At 11:18 a.m. ET (1518 GMT), the Dow Jones Industrial Average was up 1.51 points, or 0.01 percent, at 21,809.91 and the S&P 500 was down 3.43 points, or 0.14 percent, at 2,440.81.
The Nasdaq Composite was up 1.23 points, or 0.02 percent, at 6,284.24.
Investors scurried to safe-haven assets, with gold jumping to its highest since November.
The CBOE Volatility Index, a widely followed measure of market anxiety, was up 0.72 points at 12.04. The index touched 14.34 earlier.
Investors are also closely tracking the impact of Tropical Storm Harvey, which has crippled the U.S. energy hub in Texas.
"Harvey is going to have all sorts of effects on the economy and this may well take two-tenths of our GDP going forward into the next couple of quarters," said Hogan.
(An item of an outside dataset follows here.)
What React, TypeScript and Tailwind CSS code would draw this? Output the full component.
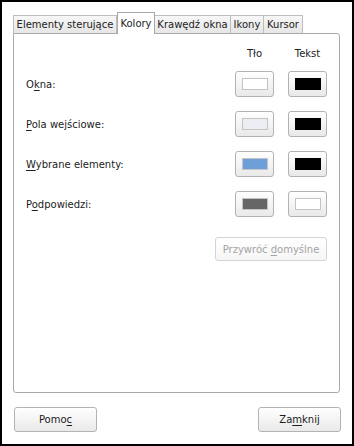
import React from "react";

// ─────────────────────────────────────────────
// Pomocnicze
// ─────────────────────────────────────────────

function U({ children }: { children: React.ReactNode }) {
  return <span className="underline underline-offset-2">{children}</span>;
}

function Btn({
  children,
  className = "",
  disabled,
}: {
  children: React.ReactNode;
  className?: string;
  disabled?: boolean;
}) {
  return (
    <button
      type="button"
      className={
        "flex items-center justify-center rounded-[3px] border bg-linear-to-b " +
        (disabled
          ? "border-[#d4d4d4] from-white to-[#f6f6f6] text-[#a3a3a3] "
          : "border-[#b3b3b3] from-white to-[#e9e9e9] text-[#1c1c1c] ") +
        className
      }
    >
      <span className="whitespace-pre">{children}</span>
    </button>
  );
}

function Swatch({ color, bordered }: { color: string; bordered?: boolean }) {
  return (
    <Btn className="h-[26px] w-[39px]">
      <span
        className={"block h-[12px] w-[26px] " + (bordered ? "border border-[#c4c4c4]" : "")}
        style={{ backgroundColor: color }}
      />
    </Btn>
  );
}

const tabs = [
  { label: "Elementy sterujące", w: "w-[104px]" },
  { label: "Kolory", w: "w-[38px]", active: true },
  { label: "Krawędź okna", w: "w-[76px]" },
  { label: "Ikony", w: "w-[33px]" },
  { label: "Kursor", w: "w-[39px]" },
];

const rows: { label: React.ReactNode; bg: string; bgBorder?: boolean; fg: string; fgBorder?: boolean }[] = [
  { label: <>O<U>k</U>na:</>, bg: "#ffffff", bgBorder: true, fg: "#000000" },
  { label: <><U>P</U>ola wejściowe:</>, bg: "#eceef3", bgBorder: true, fg: "#000000" },
  { label: <><U>W</U>ybrane elementy:</>, bg: "#6f9fd8", bgBorder: true, fg: "#000000" },
  { label: <>P<U>o</U>dpowiedzi:</>, bg: "#666666", bgBorder: true, fg: "#ffffff", fgBorder: true },
];

// ─────────────────────────────────────────────
// Okno
// ─────────────────────────────────────────────

export default function App() {
  return (
    <div
      className="flex h-[446px] w-[354px] flex-col border-2 border-black bg-white pl-[11px] pt-[11px] text-[10px] text-[#222222]"
      style={{ fontFamily: '"DejaVu Sans", sans-serif' }}
    >
      {/* Zakładki */}
      <div className="flex h-[20px] items-end">
        {tabs.map((t, i) =>
          t.active ? (
            <div
              key={t.label}
              className={"relative z-10 -mb-px flex h-[22px] items-center justify-center border border-b-0 border-[#aaaaaa] bg-white pb-[1px] " + t.w}
            >
              {t.label}
            </div>
          ) : (
            <div
              key={t.label}
              className={
                "flex h-[18px] items-center justify-center border-t border-r border-[#bdbdbd] bg-linear-to-b from-[#f7f7f7] to-[#e6e6e6] " +
                (i === 0 ? "border-l " : "") +
                t.w
              }
            >
              {t.label}
            </div>
          )
        )}
      </div>

      {/* Panel */}
      <div className="flex h-[360px] w-[327px] flex-col rounded-b-[3px] rounded-tr-[3px] border border-[#aaaaaa] px-[12px] pt-[12px]">
        <div className="flex h-[14px] items-center justify-end gap-[14px]">
          <div className="w-[39px] text-center">Tło</div>
          <div className="w-[39px] text-center">Tekst</div>
        </div>
        <div className="mt-[11px] flex flex-col gap-[14px]">
          {rows.map((r, i) => (
            <div key={i} className="flex h-[26px] items-center gap-[14px]">
              <div className="flex-1">{r.label}</div>
              <Swatch color={r.bg} bordered={r.bgBorder} />
              <Swatch color={r.fg} bordered={r.fgBorder} />
            </div>
          ))}
        </div>
        <div className="mt-[20px] flex justify-end">
          <Btn disabled className="h-[24px] w-[112px]">
            Przywróć <U>d</U>omyślne
          </Btn>
        </div>
      </div>

      {/* Przyciski */}
      <div className="mt-[14px] flex w-[328px] justify-between pl-px">
        <Btn className="h-[25px] w-[83px]">
          Pomo<U>c</U>
        </Btn>
        <Btn className="h-[25px] w-[83px]">
          Za<U>m</U>knij
        </Btn>
      </div>
    </div>
  );
}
"Houston is a very large and important city with about 125 S&P companies located in that area."
Nine of the 11 major S&P sectors were lower, with the financial and materials sectors leading the decliners.
Dow component Nike fell 2.3 percent after Morgan Stanley cut its price target by $4 to $64.
Best Buy tumbled 9 percent after the No. 1 U.S. consumer electronics retailer warned that its strong quarterly same-store sales performance should not be seen as a "new normal". The stock was the biggest percentage loser on the S&P.
Declining issues outnumbered advancers on the NYSE by 1,889 to 919. On the Nasdaq, 1,668 issues fell and 1,026 advanced.